Sunday, March 14, 2021

SciShow on pi and It's Okay To Be Smart on phi, the golden ratio, for Pi Day and International Day of Mathematics

Happy Pi Day! Since today is also the International Day of Mathematics, I'm going to focus on the math of pi instead of pie puns. I begin with SciShow's 3 Ways Pi Can Explain Practically Everything from 2015. I'm surprised I hadn't watched it before or used it for this blog.

What’s irrational and never ends? Pi! Hank explains how we need pi to explain some of the most basic but most important principles of the universe, in honor of Pi Day.
In addition to being entertained, I learned something new about how Einstein, whose birthday is today as Hank mentioned, used pi. It's always a good day when I learn something new, even though SciShow couldn't resist making a pie pun with the video's preview image.

Pi is not the only famous irrational number. So is phi, the golden ratio. In honor of the International Day of Mathematics, I'm sharing It's Okay To Be Smart asking The Golden Ratio: Is It Myth or Math?

The golden ratio.

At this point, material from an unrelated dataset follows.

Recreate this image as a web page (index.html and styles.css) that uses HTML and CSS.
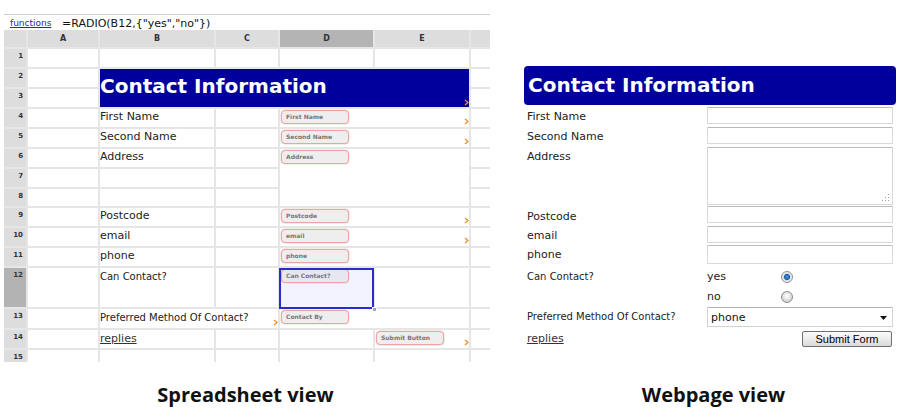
FILE: index.html
```html
<!DOCTYPE html>
<html>
<head>
<meta charset="utf-8">
<title>Spreadsheet and Webpage view</title>
<link rel="stylesheet" href="styles.css">
</head>
<body>
<div class="views">
  <div class="sheet">
    <div class="fbar"><a class="fn">functions</a><span class="formula">=RADIO(B12,{"yes","no"})</span></div>
    <table class="grid">
      <colgroup><col class="c-rh"><col class="c-a"><col class="c-b"><col class="c-c"><col class="c-d"><col class="c-e"><col class="c-f"></colgroup>
      <tr class="h18"><th class="ch corner"></th><th class="ch">A</th><th class="ch">B</th><th class="ch">C</th><th class="ch sel">D</th><th class="ch">E</th><th class="ch"></th></tr>
      <tr class="h20"><th class="rh">1</th><td></td><td></td><td></td><td></td><td></td><td></td></tr>
      <tr class="h20"><th class="rh">2</th><td></td><td class="title" colspan="4" rowspan="2">Contact Information<svg class="arr" width="5" height="7" viewBox="0 0 5 7"><path d="M1 1 L4 3.5 L1 6" fill="none" stroke="#f0902a" stroke-width="1.3"/></svg></td><td></td></tr>
      <tr class="h20"><th class="rh">3</th><td></td><td></td></tr>
      <tr class="h20"><th class="rh">4</th><td></td><td class="lb">First Name</td><td></td><td class="fc" colspan="2"><span class="fld">First Name</span><svg class="arr" width="5" height="7" viewBox="0 0 5 7"><path d="M1 1 L4 3.5 L1 6" fill="none" stroke="#f0902a" stroke-width="1.3"/></svg></td><td></td></tr>
      <tr class="h20"><th class="rh">5</th><td></td><td class="lb">Second Name</td><td></td><td class="fc" colspan="2"><span class="fld">Second Name</span><svg class="arr" width="5" height="7" viewBox="0 0 5 7"><path d="M1 1 L4 3.5 L1 6" fill="none" stroke="#f0902a" stroke-width="1.3"/></svg></td><td></td></tr>
      <tr class="h20"><th class="rh">6</th><td></td><td class="lb">Address</td><td></td><td class="fc" colspan="2" rowspan="3"><span class="fld">Address</span></td><td></td></tr>
      <tr class="h20"><th class="rh">7</th><td></td><td></td><td></td><td></td></tr>
      <tr class="h19"><th class="rh">8</th><td></td><td></td><td></td><td></td></tr>
      <tr class="h20"><th class="rh">9</th><td></td><td class="lb">Postcode</td><td></td><td class="fc" colspan="2"><span class="fld">Postcode</span><svg class="arr" width="5" height="7" viewBox="0 0 5 7"><path d="M1 1 L4 3.5 L1 6" fill="none" stroke="#f0902a" stroke-width="1.3"/></svg></td><td></td></tr>
      <tr class="h20"><th class="rh">10</th><td></td><td class="lb">email</td><td></td><td class="fc" colspan="2"><span class="fld">email</span><svg class="arr" width="5" height="7" viewBox="0 0 5 7"><path d="M1 1 L4 3.5 L1 6" fill="none" stroke="#f0902a" stroke-width="1.3"/></svg></td><td></td></tr>
      <tr class="h20"><th class="rh">11</th><td></td><td class="lb">phone</td><td></td><td class="fc" colspan="2"><span class="fld">phone</span></td><td></td></tr>
      <tr class="h41"><th class="rh sel">12</th><td></td><td class="lb sm">Can Contact?</td><td></td><td class="fc selc"><span class="fld fld-sel">Can Contact?</span><div class="selbox"></div><div class="handle"></div></td><td></td><td></td></tr>
      <tr class="h21"><th class="rh">13</th><td></td><td class="lb sm" colspan="2">Preferred Method Of Contact?<svg class="arr" width="5" height="7" viewBox="0 0 5 7"><path d="M1 1 L4 3.5 L1 6" fill="none" stroke="#f0902a" stroke-width="1.3"/></svg></td><td class="fc" colspan="2"><span class="fld">Contact By</span></td><td></td></tr>
      <tr class="h20"><th class="rh">14</th><td></td><td class="lb lb-link"><u>replies</u></td><td></td><td></td><td class="fc"><span class="fld">Submit Button</span><svg class="arr" width="5" height="7" viewBox="0 0 5 7"><path d="M1 1 L4 3.5 L1 6" fill="none" stroke="#f0902a" stroke-width="1.3"/></svg></td><td></td></tr>
      <tr class="h20"><th class="rh">15</th><td></td><td></td><td></td><td></td><td></td><td></td></tr>
    </table>
  </div>

  <div class="web">
    <div class="wtitle">Contact Information</div>
    <div class="form">
      <span class="fl">First Name</span><input class="inp m1" type="text">
      <span class="fl">Second Name</span><input class="inp m1" type="text">
      <span class="fl">Address</span>
      <div class="ta"><textarea></textarea><svg class="grip" width="7" height="7" viewBox="0 0 7 7"><rect x="6" y="0" width="1" height="1" fill="#9a9a9a"/><rect x="6" y="3" width="1" height="1" fill="#9a9a9a"/><rect x="3" y="3" width="1" height="1" fill="#9a9a9a"/><rect x="6" y="6" width="1" height="1" fill="#9a9a9a"/><rect x="3" y="6" width="1" height="1" fill="#9a9a9a"/><rect x="0" y="6" width="1" height="1" fill="#9a9a9a"/></svg></div>
      <span class="fl">Postcode</span><input class="inp" type="text">
      <span class="fl">email</span><input class="inp m1" type="text">
      <span class="fl">phone</span><input class="inp m1 tall" type="text">
      <span class="fl sm">Can Contact?</span><label class="rad"><span class="rt">yes</span><input type="radio" name="cc" checked></label>
      <span class="fl"></span><label class="rad"><span class="rt">no</span><input type="radio" name="cc"></label>
      <span class="fl sm">Preferred Method Of Contact?</span>
      <div class="selwrap"><select><option>phone</option></select><svg class="sarr" width="7" height="4" viewBox="0 0 7 4"><path d="M0 0 H7 L3.5 4 Z" fill="#111"/></svg></div>
      <span class="fl"><u class="rep">replies</u></span><div class="btnrow"><button class="btn" type="button">Submit Form</button></div>
    </div>
  </div>
</div>
<div class="caps">
  <div class="cap cap1">Spreadsheet view</div>
  <div class="cap cap2">Webpage view</div>
</div>
</body>
</html>
```

FILE: styles.css
```css
* { box-sizing: border-box; }
html, body { margin: 0; padding: 0; background: #fff; overflow: hidden; }
body {
  width: 910px;
  height: 420px;
  font-family: "DejaVu Sans", Verdana, sans-serif;
  color: #222;
}

.views { display: flex; align-items: flex-start; height: 382px; }

/* ---------- spreadsheet ---------- */
.sheet {
  margin-left: 4px;
  margin-top: 14px;
  width: 486px;
  height: 348px;
  overflow: hidden;
}
.fbar {
  height: 16px;
  border-top: 1px solid #cfcfcf;
  display: flex;
  align-items: center;
  padding-top: 1px;
}
.fn {
  font-size: 9px;
  color: #2424c8;
  text-decoration: underline;
  margin-left: 6px;
  width: 52px;
}
.formula { font-size: 11px; color: #111; }

.grid {
  border-collapse: collapse;
  table-layout: fixed;
  width: 506px;
}
.c-rh { width: 23px; }
.c-a { width: 72px; }
.c-b { width: 116px; }
.c-c { width: 64px; }
.c-d { width: 95px; }
.c-e { width: 96px; }
.c-f { width: 40px; }

.h18 { height: 18px; }
.h19 { height: 19px; }
.h20 { height: 20px; }
.h21 { height: 21px; }
.h41 { height: 41px; }

.grid td, .grid th {
  border: 2px solid #e6e6e6;
  padding: 0;
  vertical-align: top;
  overflow: visible;
}
.grid tr:first-child th { border-top: none; }
.grid th:first-child { border-left: none; }

.ch {
  background: #dddddd;
  font-size: 8px;
  font-weight: bold;
  color: #333;
  text-align: center;
  vertical-align: middle !important;
  line-height: 10px;
}
.ch.sel { background: #b4b4b4; }
.rh {
  background: #dddddd;
  font-size: 7px;
  font-weight: bold;
  color: #333;
  text-align: right;
  padding: 3px 3px 0 0 !important;
  line-height: 8px;
}
.rh.sel { background: #b3b3b3; }

.title {
  background: #00009c;
  color: #fff;
  font-weight: bold;
  font-size: 20px;
  line-height: 24px;
  padding-top: 5px !important;
  white-space: nowrap;
  position: relative;
}
.arr { position: absolute; right: 0; bottom: 2px; display: block; }
.title .arr { bottom: 1px; }

.lb {
  font-size: 11px;
  line-height: 14px;
  padding-top: 1px !important;
  white-space: nowrap;
  color: #222;
  position: relative;
}
.lb.sm { font-size: 10px; padding-top: 2px !important; }
.lb-link { padding-top: 2px !important; color: #333; }

.fc { position: relative; }
.fld {
  display: block;
  width: 68px;
  height: 14px;
  margin: 1px 0 0 1px;
  border: 1px solid #eba3a3;
  box-shadow: 0 0 0 0.5px #f7d6d6;
  border-radius: 4px;
  background: #eeeeee;
  color: #777;
  font-size: 6px;
  font-weight: bold;
  line-height: 12px;
  padding-left: 4px;
  white-space: nowrap;
}
.selc { background: #f3f3ff; }
.fld-sel { background: #e7e7f1; }
.selbox {
  position: absolute;
  left: -1px;
  top: 0;
  right: -1px;
  bottom: -2px;
  border: 2px solid #2b2bd6;
}
.handle {
  position: absolute;
  right: -4px;
  bottom: -5px;
  width: 5px;
  height: 5px;
  background: #a8a8a8;
  border: 1px solid #fff;
}

/* ---------- webpage ---------- */
.web {
  margin-left: 34px;
  margin-top: 66px;
  width: 372px;
}
.wtitle {
  height: 39px;
  background: #00009c;
  border-radius: 4px;
  color: #fff;
  font-weight: bold;
  font-size: 20px;
  line-height: 24px;
  padding: 7px 0 0 4px;
  white-space: nowrap;
}
.form {
  display: grid;
  grid-template-columns: 183px 186px;
  grid-template-rows: 20px 20px 60px 19px 19px 22px 20px 20px 22px 20px;
  margin-top: 1px;
}
.fl {
  font-size: 11px;
  line-height: 20px;
  padding-top: 1px;
  padding-left: 3px;
  white-space: nowrap;
  color: #222;
}
.fl.sm { font-size: 10px; }
.rep { color: #333; }

.inp {
  display: block;
  width: 186px;
  height: 17px;
  margin: 0;
  border: 1px solid #d9d9d9;
  border-top-color: #bcbcbc;
  background: #fff;
  padding: 0;
}
.inp.m1 { margin-top: 1px; }
.inp.tall { height: 19px; }

.ta { position: relative; margin-top: 1px; height: 58px; }
.ta textarea {
  display: block;
  width: 100%;
  height: 100%;
  margin: 0;
  resize: none;
  border: 1px solid #d6d6d6;
  border-top-color: #bcbcbc;
  background: #fff;
}
.grip { position: absolute; right: 4px; bottom: 4px; display: block; }

.rad { display: flex; align-items: center; height: 20px; padding-top: 1px; }
.rt { width: 74px; font-size: 11px; line-height: 20px; color: #222; }
.rad input {
  appearance: none;
  -webkit-appearance: none;
  width: 12px;
  height: 12px;
  margin: 0;
  border: 1px solid #8c8c8c;
  border-radius: 50%;
  background: radial-gradient(circle at 50% 40%, #ffffff 0, #e9e9e9 3px, #cfcfcf 6px);
}
.rad input:checked {
  background: radial-gradient(circle at 50% 50%, #4a9ae6 0, #1b5fa9 2.6px, #cfd6df 3.4px, #f2f2f2 5px);
}

.selwrap { position: relative; margin-top: 1px; height: 20px; }
.selwrap select {
  appearance: none;
  -webkit-appearance: none;
  display: block;
  width: 186px;
  height: 20px;
  margin: 0;
  border: 1px solid #d3d3d3;
  border-top-color: #b4b4b4;
  border-radius: 0;
  background: #fff;
  font-family: "DejaVu Sans", Verdana, sans-serif;
  font-size: 11px;
  color: #111;
  padding: 0 0 0 3px;
}
.sarr { position: absolute; right: 6px; top: 9px; display: block; }

.btnrow { display: flex; justify-content: flex-end; padding-right: 1px; }
.btn {
  margin-top: 3px;
  width: 90px;
  height: 16px;
  padding: 0;
  border: 1px solid #6f6f6f;
  border-radius: 2px;
  background: linear-gradient(#fbfbfb, #ececec 50%, #d9d9d9);
  font-family: "Liberation Sans", Arial, sans-serif;
  font-size: 11px;
  line-height: 13px;
  color: #000;
}

/* ---------- captions ---------- */
.caps { display: flex; }
.cap {
  font-family: "Open Sans", Lato, sans-serif;
  font-weight: bold;
  font-size: 20px;
  line-height: 26px;
  text-align: center;
  color: #111;
  white-space: nowrap;
}
.cap1 { width: 491px; }
.cap2 { margin-left: 45px; width: 355px; }
```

Some say it’s the most mythical number in the universe. Others say it underlies everything from nature’s patterns to beauty in art and design. But, like, what is it? And does the myth of the golden ratio hold up to its mathematical reality? Let’s find out...

Just trying to think rationally about irrational things...
The answer is that it's both. On the math and science side, I especially enjoyed Joe Hanson demonstrating the relationship between phi and the Fibonacci sequence and how both appear in plants. It makes up for debunking the chambered nautilus as an example of the myth of the golden ratio. Since I'm a malacologist, a scientist who studies mollusks, as well as a paleontologist who researched both fossil mollusks as well as fossil plants, I appreciated both. I hope my readers do, too.

That's it for Pi Day. Beware the Ides of March!